The problem is software polish. Review after review comes back to the same complaint: HyperOS has useful ideas, but it also has bloat, visual borrowing, and a general lack of cleanliness compared to the best Android skins. T3 and Galaxus both called out preinstalled apps, and Tech Advisor described the software support as shorter than top rivals. There are also some thermal concerns. T3 said the phone gets warm under load, and Notebookcheck found Xiaomi was not always able to fully exploit the chip’s potential, especially on the graphics side, because of heat. So the Xiaomi 17 feels premium right up until the software starts talking too much.

Conclusion

The Xiaomi 17 gets the important stuff right.
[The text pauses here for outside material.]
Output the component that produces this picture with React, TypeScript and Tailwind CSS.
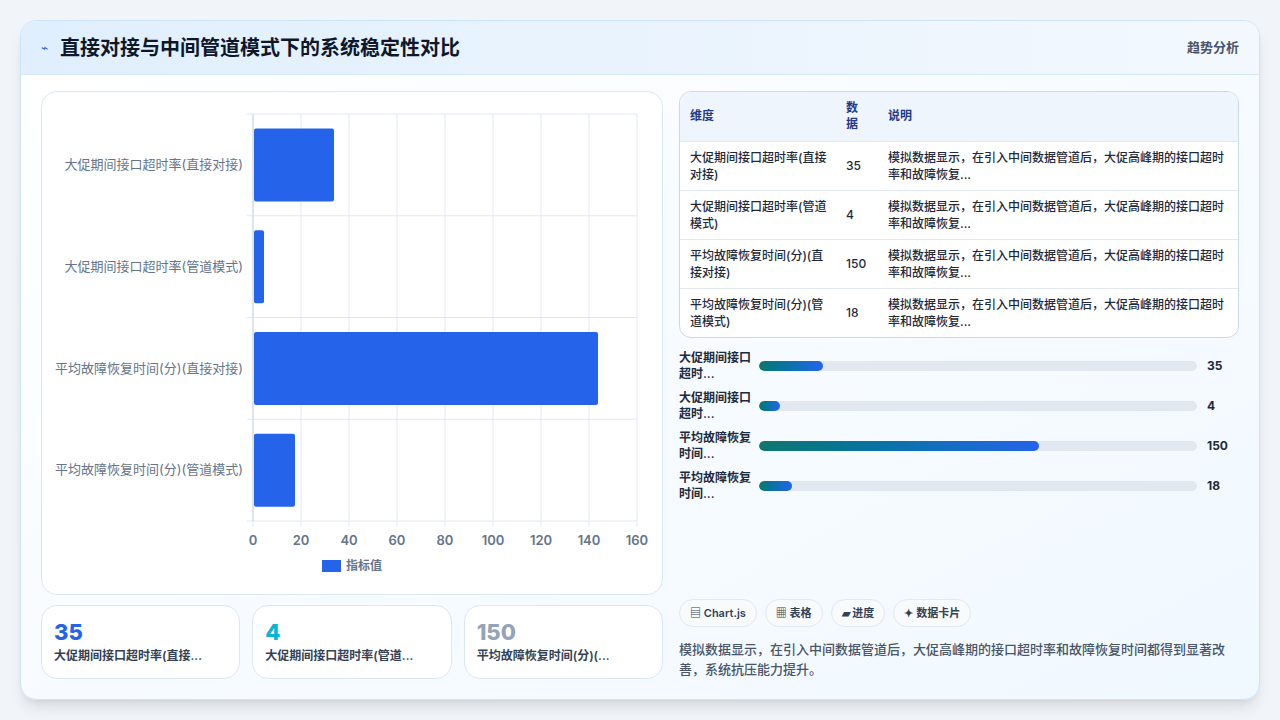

It is small enough to be comfortable, powerful enough to feel expensive, and it has battery life that borders on ridiculous for the size. The display is excellent. The cameras are strong, especially the main sensor. The charging is fast enough to change your habits. It feels like Xiaomi looked at the compact flagship category and decided, fine, we’ll just remove the usual compromise list. And for the most part, it did.

The Xiaomi 17 is not perfect. The zoom camera does not reach far enough to feel adventurous. Video is good instead of best-in-class. HyperOS still needs editing. But the overall package is easy to like, and harder to dismiss than most compact flagships. The global Xiaomi 17 is the phone for people who want almost all of the Android flagship experience without carrying around a slab the size of a cutting board. That is a pretty compelling lane to own.